* **Problem**: Write out each line word for word. Drop pictures.

* **Data for the task**:
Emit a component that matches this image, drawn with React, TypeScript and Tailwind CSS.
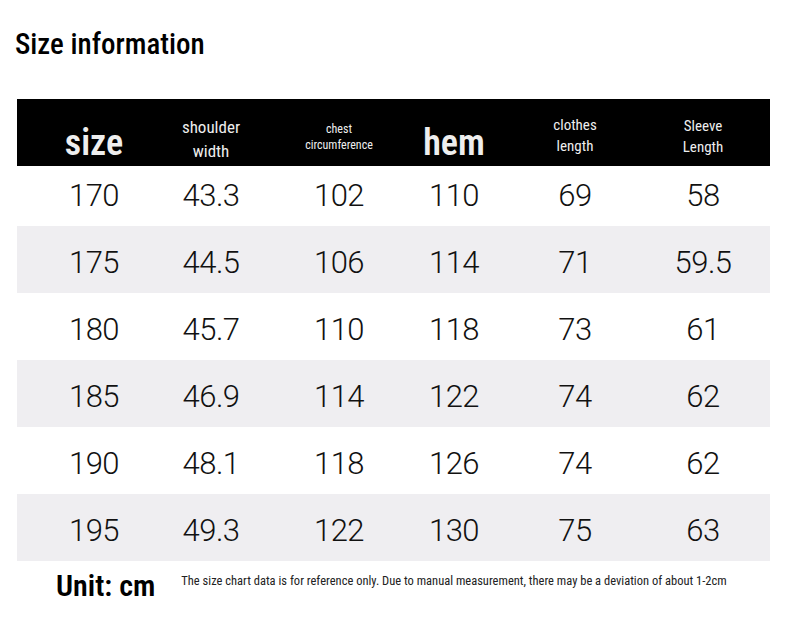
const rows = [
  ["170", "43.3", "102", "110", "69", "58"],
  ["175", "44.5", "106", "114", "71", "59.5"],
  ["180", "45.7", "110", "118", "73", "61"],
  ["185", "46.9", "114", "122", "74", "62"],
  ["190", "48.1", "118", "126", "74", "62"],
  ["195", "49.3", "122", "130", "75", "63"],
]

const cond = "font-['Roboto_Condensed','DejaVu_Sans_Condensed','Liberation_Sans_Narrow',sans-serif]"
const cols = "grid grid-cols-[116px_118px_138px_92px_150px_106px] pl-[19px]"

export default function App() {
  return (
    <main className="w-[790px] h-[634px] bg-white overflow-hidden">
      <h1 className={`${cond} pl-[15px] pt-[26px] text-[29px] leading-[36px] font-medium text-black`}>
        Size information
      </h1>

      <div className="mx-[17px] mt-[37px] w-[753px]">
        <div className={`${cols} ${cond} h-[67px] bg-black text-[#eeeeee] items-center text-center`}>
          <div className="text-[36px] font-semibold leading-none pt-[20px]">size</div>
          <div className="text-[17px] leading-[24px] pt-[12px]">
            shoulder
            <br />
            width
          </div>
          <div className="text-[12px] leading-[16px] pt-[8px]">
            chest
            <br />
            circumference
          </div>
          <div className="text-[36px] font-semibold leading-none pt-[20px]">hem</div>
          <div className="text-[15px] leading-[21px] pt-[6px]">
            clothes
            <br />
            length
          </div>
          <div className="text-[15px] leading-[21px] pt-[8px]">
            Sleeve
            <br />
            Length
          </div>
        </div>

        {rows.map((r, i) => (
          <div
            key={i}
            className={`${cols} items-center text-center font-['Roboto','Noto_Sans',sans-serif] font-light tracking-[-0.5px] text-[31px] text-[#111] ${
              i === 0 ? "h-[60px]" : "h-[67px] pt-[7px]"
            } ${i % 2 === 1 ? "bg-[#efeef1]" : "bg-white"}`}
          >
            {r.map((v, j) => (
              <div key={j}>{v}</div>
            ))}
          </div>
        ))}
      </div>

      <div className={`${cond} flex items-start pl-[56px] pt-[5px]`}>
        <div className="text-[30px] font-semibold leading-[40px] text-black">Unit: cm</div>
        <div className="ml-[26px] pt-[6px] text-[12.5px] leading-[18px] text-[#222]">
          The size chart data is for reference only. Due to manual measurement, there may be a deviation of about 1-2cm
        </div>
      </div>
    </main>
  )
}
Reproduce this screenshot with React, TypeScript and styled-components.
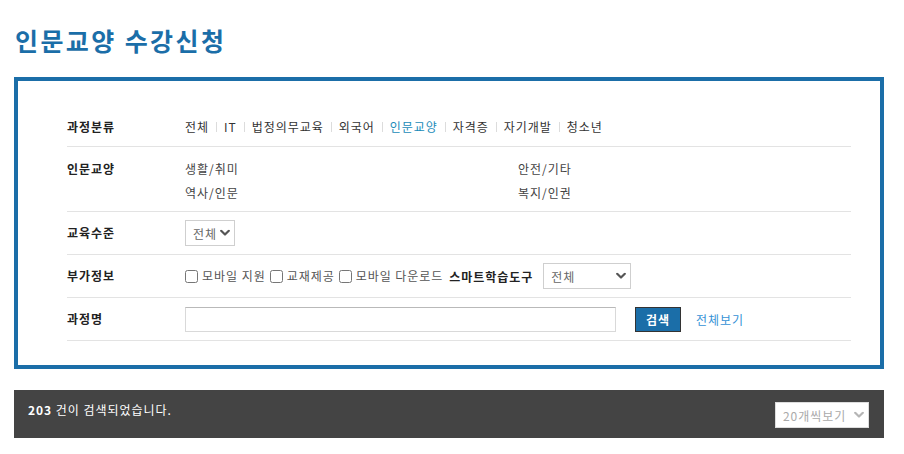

* **Solution**:
Emit a component that matches this image, drawn with React, TypeScript and Tailwind CSS.
const rows = [
  ["170", "43.3", "102", "110", "69", "58"],
  ["175", "44.5", "106", "114", "71", "59.5"],
  ["180", "45.7", "110", "118", "73", "61"],
  ["185", "46.9", "114", "122", "74", "62"],
  ["190", "48.1", "118", "126", "74", "62"],
  ["195", "49.3", "122", "130", "75", "63"],
]

const cond = "font-['Roboto_Condensed','DejaVu_Sans_Condensed','Liberation_Sans_Narrow',sans-serif]"
const cols = "grid grid-cols-[116px_118px_138px_92px_150px_106px] pl-[19px]"

export default function App() {
  return (
    <main className="w-[790px] h-[634px] bg-white overflow-hidden">
      <h1 className={`${cond} pl-[15px] pt-[26px] text-[29px] leading-[36px] font-medium text-black`}>
        Size information
      </h1>

      <div className="mx-[17px] mt-[37px] w-[753px]">
        <div className={`${cols} ${cond} h-[67px] bg-black text-[#eeeeee] items-center text-center`}>
          <div className="text-[36px] font-semibold leading-none pt-[20px]">size</div>
          <div className="text-[17px] leading-[24px] pt-[12px]">
            shoulder
            <br />
            width
          </div>
          <div className="text-[12px] leading-[16px] pt-[8px]">
            chest
            <br />
            circumference
          </div>
          <div className="text-[36px] font-semibold leading-none pt-[20px]">hem</div>
          <div className="text-[15px] leading-[21px] pt-[6px]">
            clothes
            <br />
            length
          </div>
          <div className="text-[15px] leading-[21px] pt-[8px]">
            Sleeve
            <br />
            Length
          </div>
        </div>

        {rows.map((r, i) => (
          <div
            key={i}
            className={`${cols} items-center text-center font-['Roboto','Noto_Sans',sans-serif] font-light tracking-[-0.5px] text-[31px] text-[#111] ${
              i === 0 ? "h-[60px]" : "h-[67px] pt-[7px]"
            } ${i % 2 === 1 ? "bg-[#efeef1]" : "bg-white"}`}
          >
            {r.map((v, j) => (
              <div key={j}>{v}</div>
            ))}
          </div>
        ))}
      </div>

      <div className={`${cond} flex items-start pl-[56px] pt-[5px]`}>
        <div className="text-[30px] font-semibold leading-[40px] text-black">Unit: cm</div>
        <div className="ml-[26px] pt-[6px] text-[12.5px] leading-[18px] text-[#222]">
          The size chart data is for reference only. Due to manual measurement, there may be a deviation of about 1-2cm
        </div>
      </div>
    </main>
  )
}
Reproduce this screenshot with React, TypeScript and styled-components.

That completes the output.